Türkiye, Rusya ve İran liderleri, Tahran'da 7 Eylül'de bir araya geldi. Türkiye Cumhurbaşkanı Recep Tayyip Erdoğan, zirvede, İdlib'de ateşkesin güvenceye alınmasına vurgu yaptı. Bunun üzerine, Erdoğan ve Putin 17 Eylül'de bir araya gelerek, ateşkesin sağlamlaştırılması için Soçi Mutabakatı olarak anılan bildiriye imza attı. Mutabakat gereği, askeri muhalifler, oluşturulan silahsızlanma bölgesinden ağır silahlarını çekti. Radikal unsurların çekilmesi henüz tamamlanmazken, rejim güçleri ateşkesi sık sık ihlal ediyor.
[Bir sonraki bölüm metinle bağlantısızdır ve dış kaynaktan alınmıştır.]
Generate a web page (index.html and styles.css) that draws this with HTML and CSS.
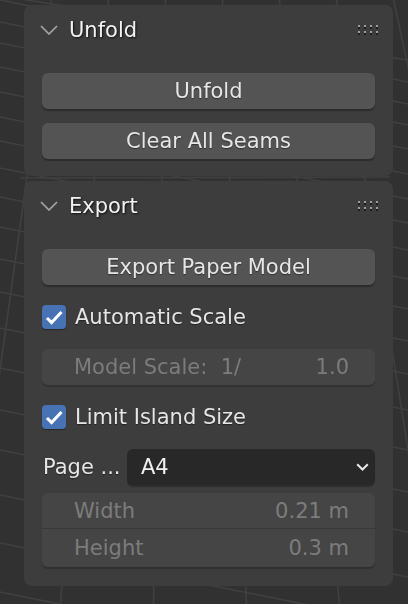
FILE: index.html
```html
<!DOCTYPE html>
<html>
<head>
<meta charset="utf-8">
<link rel="stylesheet" href="styles.css">
</head>
<body>
<svg class="grid" width="408" height="604" viewBox="0 0 408 604">
  <g stroke="#404040" stroke-width="1.6" fill="none">
    <line x1="51.5" y1="0" x2="-32.5" y2="604"/>
    <line x1="108.5" y1="0" x2="60.5" y2="604"/>
    <line x1="165.5" y1="0" x2="153.5" y2="604"/>
    <line x1="222.5" y1="0" x2="246.5" y2="604"/>
    <line x1="279.5" y1="0" x2="339.5" y2="604"/>
    <line x1="336.5" y1="0" x2="432.5" y2="604"/>
    <line x1="393.5" y1="0" x2="525.5" y2="604"/>
    <line x1="0" y1="22" x2="408" y2="104"/>
    <line x1="0" y1="43" x2="408" y2="125"/>
    <line x1="0" y1="67" x2="408" y2="149"/>
    <line x1="0" y1="92" x2="408" y2="174"/>
    <line x1="0" y1="117" x2="408" y2="199"/>
    <line x1="0" y1="141" x2="408" y2="223"/>
    <line x1="0" y1="168" x2="408" y2="250"/>
    <line x1="0" y1="197" x2="408" y2="279"/>
    <line x1="0" y1="227" x2="408" y2="309"/>
    <line x1="0" y1="259" x2="408" y2="341"/>
    <line x1="0" y1="292" x2="408" y2="374"/>
    <line x1="0" y1="328" x2="408" y2="410"/>
    <line x1="0" y1="368" x2="408" y2="450"/>
    <line x1="0" y1="410" x2="408" y2="492"/>
    <line x1="0" y1="450" x2="408" y2="532"/>
    <line x1="0" y1="495" x2="408" y2="577"/>
    <line x1="0" y1="543" x2="408" y2="625"/>
    <line x1="0" y1="592" x2="408" y2="674"/>
    <line x1="0" y1="0" x2="408" y2="82"/>
    <line x1="-100" y1="-20" x2="408" y2="60"/>
    <line x1="20" y1="178" x2="390" y2="177"/>
  </g>
</svg>

<main class="stack">
  <section class="panel">
    <header class="ph">
      <svg class="chev" width="18" height="10" viewBox="0 0 18 10"><path d="M1 1 L9 9 L17 1" fill="none" stroke="#a8a8a8" stroke-width="1.6"/></svg>
      <span class="title">Unfold</span>
      <svg class="grip" width="21" height="10" viewBox="0 0 21 10">
        <g fill="#1e1e1e"><rect x="0" y="2" width="2" height="2"/><rect x="6" y="2" width="2" height="2"/><rect x="12" y="2" width="2" height="2"/><rect x="18" y="2" width="2" height="2"/><rect x="0" y="8" width="2" height="2"/><rect x="6" y="8" width="2" height="2"/><rect x="12" y="8" width="2" height="2"/><rect x="18" y="8" width="2" height="2"/></g>
        <g fill="#9c9c9c"><rect x="0" y="0" width="2" height="2"/><rect x="6" y="0" width="2" height="2"/><rect x="12" y="0" width="2" height="2"/><rect x="18" y="0" width="2" height="2"/><rect x="0" y="6" width="2" height="2"/><rect x="6" y="6" width="2" height="2"/><rect x="12" y="6" width="2" height="2"/><rect x="18" y="6" width="2" height="2"/></g>
      </svg>
    </header>
    <div class="pc">
      <div class="btn">Unfold</div>
      <div class="btn">Clear All Seams</div>
    </div>
  </section>

  <section class="panel">
    <header class="ph">
      <svg class="chev" width="18" height="10" viewBox="0 0 18 10"><path d="M1 1 L9 9 L17 1" fill="none" stroke="#a8a8a8" stroke-width="1.6"/></svg>
      <span class="title">Export</span>
      <svg class="grip" width="21" height="10" viewBox="0 0 21 10">
        <g fill="#1e1e1e"><rect x="0" y="2" width="2" height="2"/><rect x="6" y="2" width="2" height="2"/><rect x="12" y="2" width="2" height="2"/><rect x="18" y="2" width="2" height="2"/><rect x="0" y="8" width="2" height="2"/><rect x="6" y="8" width="2" height="2"/><rect x="12" y="8" width="2" height="2"/><rect x="18" y="8" width="2" height="2"/></g>
        <g fill="#9c9c9c"><rect x="0" y="0" width="2" height="2"/><rect x="6" y="0" width="2" height="2"/><rect x="12" y="0" width="2" height="2"/><rect x="18" y="0" width="2" height="2"/><rect x="0" y="6" width="2" height="2"/><rect x="6" y="6" width="2" height="2"/><rect x="12" y="6" width="2" height="2"/><rect x="18" y="6" width="2" height="2"/></g>
      </svg>
    </header>
    <div class="pc pc-export">
      <div class="btn">Export Paper Model</div>
      <div class="check-row">
        <span class="cb"><svg width="24" height="24" viewBox="0 0 24 24"><path d="M5 13 L9.6 17.6 L19.5 7" fill="none" stroke="#fff" stroke-width="3"/></svg></span>
        <span class="lbl">Automatic Scale</span>
      </div>
      <div class="field">
        <span class="fl">Model Scale:  1/</span>
        <span class="fv">1.0</span>
      </div>
      <div class="check-row">
        <span class="cb"><svg width="24" height="24" viewBox="0 0 24 24"><path d="M5 13 L9.6 17.6 L19.5 7" fill="none" stroke="#fff" stroke-width="3"/></svg></span>
        <span class="lbl">Limit Island Size</span>
      </div>
      <div class="page-row">
        <span class="lbl page-lbl">Page ...</span>
        <div class="dropdown">
          <span>A4</span>
          <svg width="13" height="8" viewBox="0 0 13 8"><path d="M1.2 1.2 L6.5 6.5 L11.8 1.2" fill="none" stroke="#e8e8e8" stroke-width="2"/></svg>
        </div>
      </div>
      <div class="group">
        <div class="field gf gf-top"><span class="fl">Width</span><span class="fv">0.21 m</span></div>
        <div class="field gf gf-bot"><span class="fl">Height</span><span class="fv">0.3 m</span></div>
      </div>
    </div>
  </section>
</main>
</body>
</html>
```

FILE: styles.css
```css
html, body {
  margin: 0;
  padding: 0;
  background: #313131;
  width: 408px;
  height: 604px;
  overflow: hidden;
}

body {
  font-family: "DejaVu Sans", "Liberation Sans", sans-serif;
  font-size: 21px;
  color: #e6e6e6;
}

.grid {
  position: fixed;
  left: 0;
  top: 0;
  z-index: 0;
}

.stack {
  position: relative;
  z-index: 1;
  display: flex;
  flex-direction: column;
  gap: 5px;
  padding: 5px 0 0 24px;
  width: 369px;
}

.panel {
  background: #3d3d3d;
  border-radius: 8px;
}

.ph {
  height: 50px;
  display: flex;
  align-items: center;
  padding: 0 14px 0 16px;
}

.chev {
  flex: none;
  margin-right: 11px;
}

.title {
  flex: 1;
  color: #f2f2f2;
  text-shadow: 1px 1px 2px rgba(0, 0, 0, 0.75);
  line-height: 50px;
}

.grip {
  flex: none;
}

.pc {
  display: flex;
  flex-direction: column;
  gap: 14px;
  padding: 18px 18px 17px 18px;
}

.pc-export {
  padding-bottom: 19px;
}

.btn {
  height: 36px;
  line-height: 36px;
  text-align: center;
  background: #545454;
  border-radius: 6px;
  box-shadow: 0 2px 1px rgba(0, 0, 0, 0.28);
  text-shadow: 0 1px 1px rgba(0, 0, 0, 0.45);
}

.check-row {
  height: 36px;
  display: flex;
  align-items: center;
  gap: 9px;
}

.cb {
  width: 24px;
  height: 24px;
  border-radius: 4px;
  background: #4772b3;
  box-shadow: 0 1px 1px rgba(0, 0, 0, 0.35);
  display: flex;
}

.lbl {
  text-shadow: 0 1px 1px rgba(0, 0, 0, 0.45);
}

.field {
  height: 36px;
  display: flex;
  align-items: center;
  justify-content: space-between;
  padding: 0 26px 0 32px;
  background: #454545;
  border-radius: 6px;
  color: #7c7c7c;
  box-shadow: 0 2px 1px rgba(0, 0, 0, 0.18);
}

.fl {
  white-space: pre;
}

.page-row {
  height: 36px;
  display: flex;
  align-items: center;
}

.page-lbl {
  width: 84px;
  padding-left: 1px;
}

.dropdown {
  flex: 1;
  height: 36px;
  background: #282828;
  border-radius: 6px;
  display: flex;
  align-items: center;
  justify-content: space-between;
  padding: 0 6px 0 14px;
  box-shadow: 0 2px 1px rgba(0, 0, 0, 0.25);
  color: #f0f0f0;
}

.group {
  margin-top: -6px;
  display: flex;
  flex-direction: column;
  border-radius: 6px;
  box-shadow: 0 2px 1px rgba(0, 0, 0, 0.22);
}

.gf {
  box-shadow: none;
}

.gf-top {
  border-radius: 6px 6px 0 0;
  border-bottom: 1px solid #393939;
  height: 35px;
}

.gf-bot {
  border-radius: 0 0 6px 6px;
  height: 38px;
}
```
Masada İdlib, anayasa ve alıkonulanlar olacak
Ocak 2017'de başlatılan Astana formatının ikinci yılı dolarken yapılacak toplantıda tarafların, iki yıllık iş birliğini değerlendirmesi bekleniyor.
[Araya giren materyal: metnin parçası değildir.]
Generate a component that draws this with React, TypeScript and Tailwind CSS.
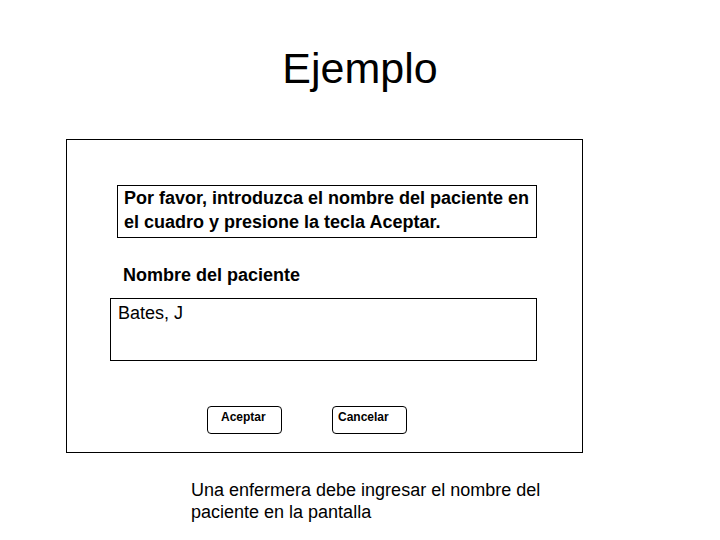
import React from 'react';

// Diapositiva: ejemplo de pantalla para ingresar el nombre del paciente
export default function App() {
  return (
    <div className="w-[720px] h-[540px] bg-white text-black overflow-hidden" style={{ fontFamily: '"Liberation Sans", Arial, sans-serif' }}>
      {/* Título */}
      <h1 className="pt-[47px] text-center text-[43px] leading-none font-normal">Ejemplo</h1>

      {/* Marco de la pantalla */}
      <div className="mt-[49px] ml-[66px] w-[517px] h-[314px] border border-black flex flex-col">
        <div className="mt-[45px] ml-[50px] w-[420px] h-[53px] border border-black pl-[6px] text-[18px] leading-[24px] font-bold whitespace-nowrap">
          Por favor, introduzca el nombre del paciente en
          <br />
          el cuadro y presione la tecla Aceptar.
        </div>

        <label className="mt-[25px] ml-[56px] text-[18px] leading-[24px] font-bold">Nombre del paciente</label>

        <div className="mt-[11px] ml-[43px] w-[427px] h-[63px] border border-black pl-[7px] pt-[2px] text-[18px] leading-[24px]">
          Bates, J
        </div>

        <div className="mt-[45px] ml-[140px] flex gap-[50px]">
          <button className="w-[75px] h-[28px] border border-black rounded-[4px] pl-[13px] pt-[3px] flex items-start text-[12px] leading-[14px] font-bold">
            Aceptar
          </button>
          <button className="w-[75px] h-[28px] border border-black rounded-[4px] pl-[5px] pt-[3px] flex items-start text-[12px] leading-[14px] font-bold">
            Cancelar
          </button>
        </div>
      </div>

      {/* Pie */}
      <p className="mt-[26px] ml-[191px] text-[18px] leading-[22px]">
        Una enfermera debe ingresar el nombre del
        <br />
        paciente en la pantalla
      </p>
    </div>
  );
}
Masada İdlib'deki ateşkes ihlallerinin yanı sıra, 150 kişilik anayasa komitesini oluşturacak son 50 kişilik gruba ilişkin müzakerelerin de gündemde olması muhtemel.
Muhalifler ve rejim, BM Suriye Özel Temsilcisi Staffan de Mistura'ya, 50'şer kişilik listelerini sunmuş, ancak Suriyeli aydınlardan oluşacak son grup üzerine, rejimin muhalefeti nedeniyle uzlaşma sağlanamamıştı. De Mistura, ay sonunda istifa edeceğini açıklamıştı. Ancak BM kaynakları, kendisinin en az aralık sonuna kadar görevi yürütmeye devam edeceğini belirtiyor.
Ayrıca Alıkonulanlar Çalışma Grubu'nun da 6. toplantısını yapması öngörülüyor. Rejimin cezaevlerinde halen bin 500 civarı kişi keyfen tutuluyor.
Astana toplantıları, BM nezdinde beş yıldır süren siyasi geçiş görüşmelerinin tıkandığı bir dönemde başlatılmıştı. Format kapsamında garantör ülkeler, çatışmaların en yoğun olduğu alanları "Gerginliği Azaltma Bölgesi" ilan etti. Çatışan tarafların alıkoyduğu kişilerin serbest bırakılması üzerine çalışan teknik bir grup oluşturuldu. Astana toplantıları, Soçi'de geçen ocak ayında Ulusal Diyalog Kongresi'nin düzenlenmesine olanak sağlayarak, Anayasa Komitesi kurulması için çalışmaların başlatılmasına da imkan verdi.